Wednesday, September 8, 2010
acrylic, epoxy, colored embossed aluminum, pen
Saint George and the dragon
The episode of St George and the Dragon was a legend brought back with the Crusaders and retold with the courtly appurtenances belonging to the genre of Romance. The earliest known depiction of the legend is from early eleventh-century Cappadocia, (in the iconography of the Eastern Orthodox Church, George had been depicted as a soldier since at least the seventh century); the earliest known surviving narrative text is an eleventh-century Georgian text.
In the fully developed Western version, which developed as part of the Golden Legend, a dragon or Crocodile makes its nest at the spring that provides water for the city of "Silene" (perhaps modern Cyrene) in Libya or the city of Lydda, depending on the source. Consequently, the citizens have to dislodge the dragon from its nest for a time, to collect water. To do so, each day they offer the dragon at first a sheep, and if no sheep can be found, then a maiden must go instead of the sheep. The victim is chosen by drawing lots. One day, this happens to be the princess. The monarch begs for her life to be spared, but to no avail. She is offered to the dragon, but there appears Saint George on his travels. He faces the dragon, protects himself with the sign of the cross, slays the dragon, and rescues the princess.

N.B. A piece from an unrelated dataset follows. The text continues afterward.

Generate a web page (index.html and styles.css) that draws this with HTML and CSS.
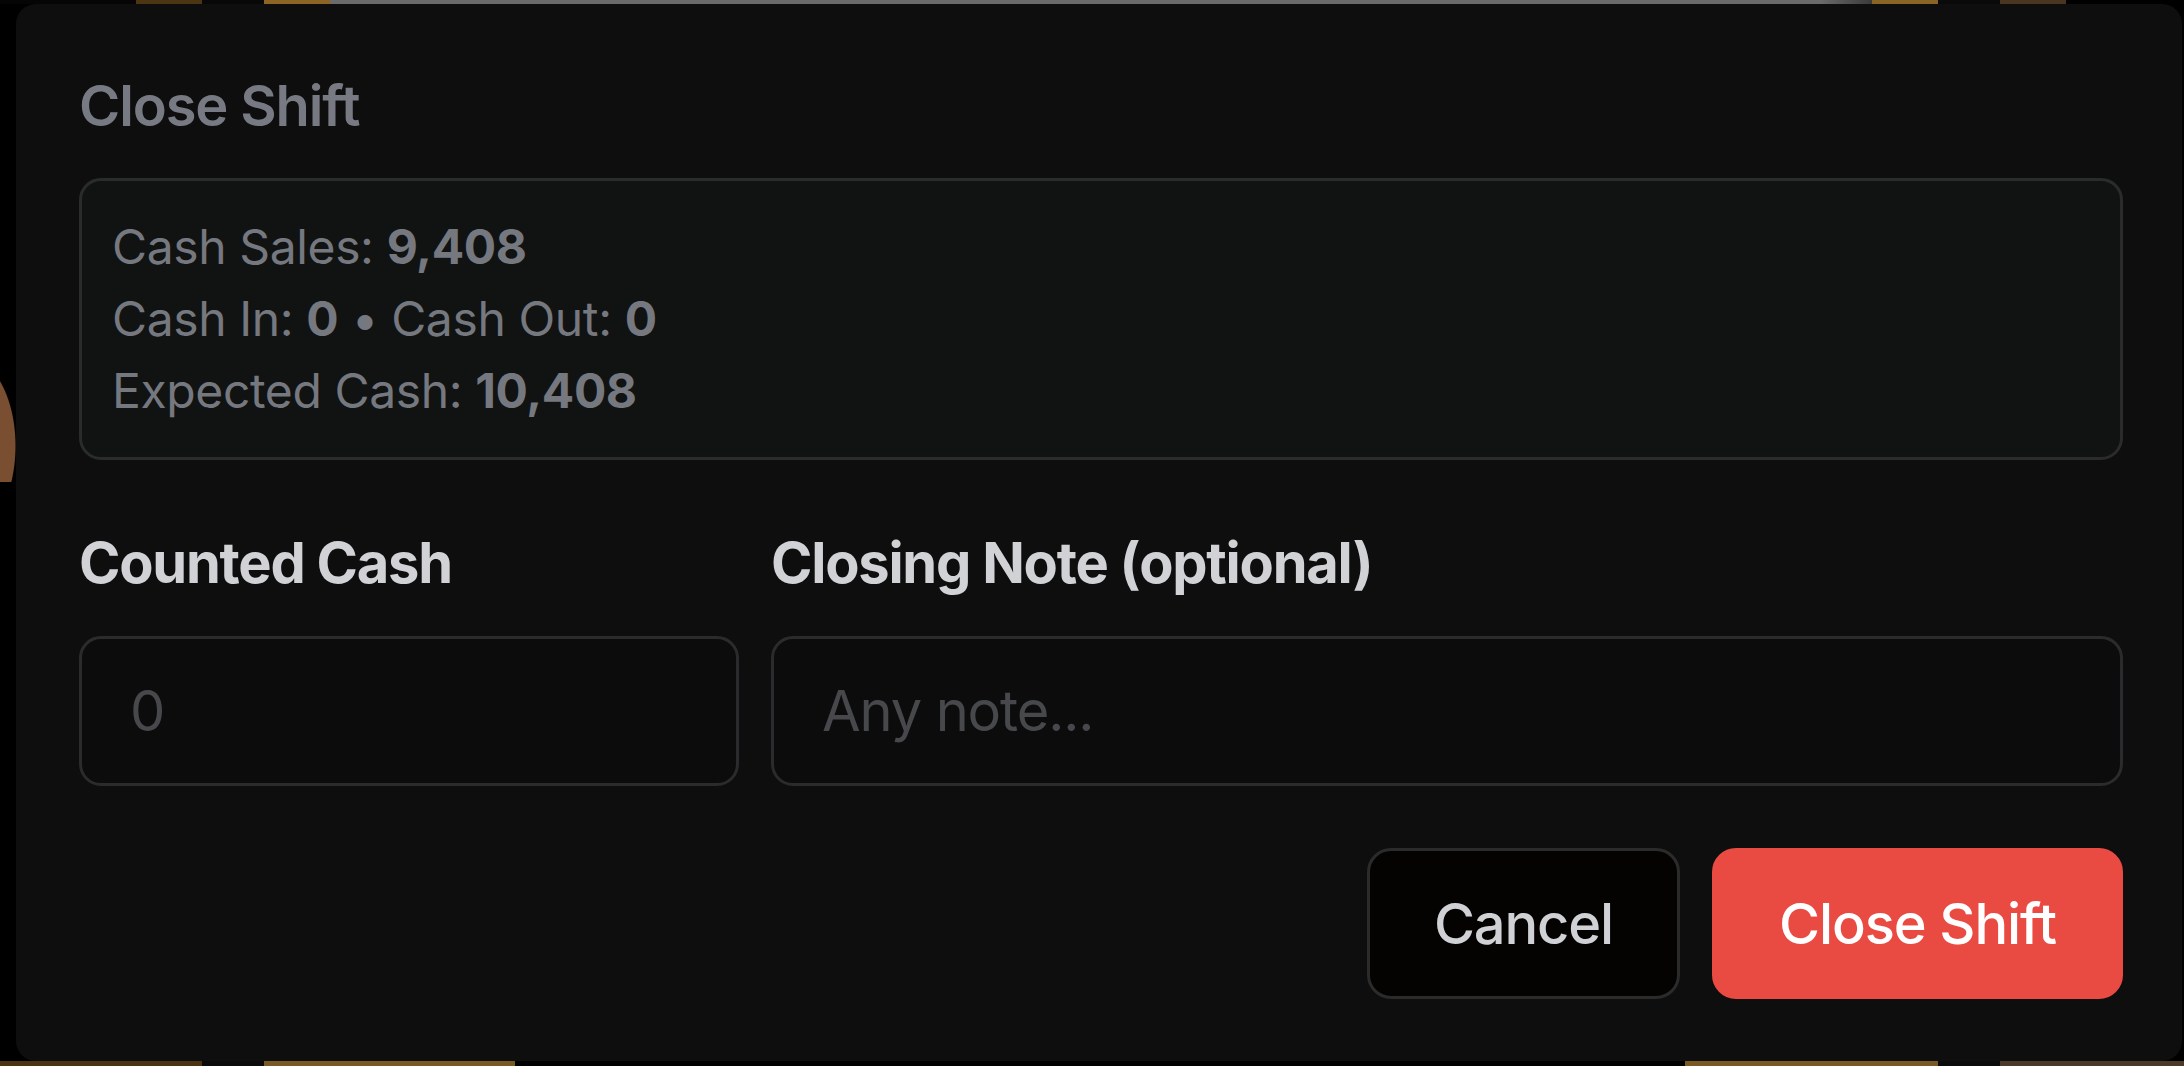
FILE: index.html
```html
<!DOCTYPE html>
<html lang="en">
<head>
<meta charset="utf-8">
<title>Close Shift</title>
<link rel="stylesheet" href="styles.css">
</head>
<body>
<div class="backdrop">
  <div class="modal">
    <h2 class="title">Close Shift</h2>
    <div class="summary">
      <div>Cash Sales: <b>9,408</b></div>
      <div>Cash In: <b>0</b> • Cash Out: <b>0</b></div>
      <div>Expected Cash: <b>10,408</b></div>
    </div>
    <div class="fields">
      <div class="field">
        <label class="label">Counted Cash</label>
        <input class="input" type="text" placeholder="0">
      </div>
      <div class="field field-wide">
        <label class="label">Closing Note (optional)</label>
        <input class="input" type="text" placeholder="Any note...">
      </div>
    </div>
    <div class="actions">
      <button class="btn btn-cancel" type="button">Cancel</button>
      <button class="btn btn-close" type="button">Close Shift</button>
    </div>
  </div>
</div>
</body>
</html>
```

FILE: styles.css
```css
html, body {
  margin: 0;
  padding: 0;
}

body {
  font-family: Inter, "Noto Sans", "Liberation Sans", sans-serif;
  background:
    linear-gradient(to right, #050505 0 136px, #4b3512 136px 202px, #080808 202px 264px, #8c6423 264px 330px, #6b6b6b 330px 1820px, #3a3a3a 1872px, #8a6424 1872px 1938px, #0a0a0a 1938px 2000px, #4a3520 2000px 2066px, #000 2066px) left top / 100% 4px no-repeat,
    linear-gradient(to right, #4a3412 0 202px, #0a0a0a 202px 264px, #7a5a24 264px 515px, #000 515px 1685px, #7a5a24 1685px 1938px, #0a0a0a 1938px 2000px, #4a3a2a 2000px) left bottom / 100% 5px no-repeat,
    radial-gradient(ellipse 50px 90px at -34px 446px, #7a4e30 98%, transparent 100%) 0 0 / 16px 482px no-repeat,
    #000;
}

.backdrop {
  height: 1066px;
  box-sizing: border-box;
  padding: 4px 2px 5px 16px;
  display: flex;
}

.modal {
  flex: 1;
  background: #0e0e0e;
  border-radius: 20px;
  padding: 63px 59px 62px 63px;
  display: flex;
  flex-direction: column;
}

.title {
  margin: 0;
  font-size: 56px;
  line-height: 78px;
  font-weight: 600;
  letter-spacing: -0.02em;
  color: #777a82;
}

.summary {
  margin-top: 33px;
  border: 3px solid #2a2c2c;
  border-radius: 22px;
  background: #111313;
  padding: 30px 30px;
  font-size: 48px;
  line-height: 72px;
  letter-spacing: -0.008em;
  color: #76787f;
}

.summary b {
  font-weight: 700;
}

.fields {
  margin-top: 64px;
  display: grid;
  grid-template-columns: repeat(3, 1fr);
  column-gap: 32px;
}

.field-wide {
  grid-column: span 2;
}

.label {
  display: block;
  font-size: 56px;
  line-height: 78px;
  font-weight: 700;
  letter-spacing: -0.022em;
  color: #d1d2d5;
  margin-bottom: 34px;
}

.input {
  display: block;
  width: 100%;
  box-sizing: border-box;
  height: 150px;
  margin: 0;
  border: 3px solid #2a2b2c;
  border-radius: 22px;
  background: #0c0c0c;
  padding: 0 48px;
  font-family: Inter, "Noto Sans", "Liberation Sans", sans-serif;
  font-size: 56px;
  font-weight: 400;
  letter-spacing: -0.02em;
  color: #d1d2d5;
  outline: none;
}

.input::placeholder {
  color: #47484b;
  opacity: 1;
}

.actions {
  margin-top: 62px;
  display: flex;
  justify-content: flex-end;
  gap: 32px;
}

.btn {
  height: 151px;
  box-sizing: border-box;
  border-radius: 24px;
  padding: 0 64px;
  margin: 0;
  font-family: Inter, "Noto Sans", "Liberation Sans", sans-serif;
  font-size: 56px;
  font-weight: 500;
  letter-spacing: -0.02em;
  cursor: pointer;
}

.btn-cancel {
  background: #050302;
  border: 3px solid #2b2b2b;
  color: #d0d1d4;
}

.btn-close {
  background: #e94b43;
  border: 3px solid #e94b43;
  color: #ffffff;
}
```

The grateful citizens abandon their ancestral paganism and convert to Christianity.
The dragon motif was first combined with the standardised Passio Georgii in Vincent of Beauvais' encyclopedic Speculum historale and then in Jacobus de Voragine, Golden Legend, which guaranteed its popularity in the later Middle Ages as a literary and pictorial subject.
The parallels with Perseus and Andromeda are inescapable. In the allegorical reading, the dragon embodies a suppressed pagan cult. The story has other roots that predate Christianity. Examples such as Sabazios, the sky father, who was usually depicted riding on horseback, and Zeus's defeat of Typhon the Titan in Greek mythology, along with examples from Germanic and Vedic traditions, have led a number of historians, such as Loomis, to suggest that George is a Christianized version of older deities in Indo-European culture.
In the medieval romances, the lance with which St George slew the dragon was called Ascalon, named after the city of Ashkelon in Israel.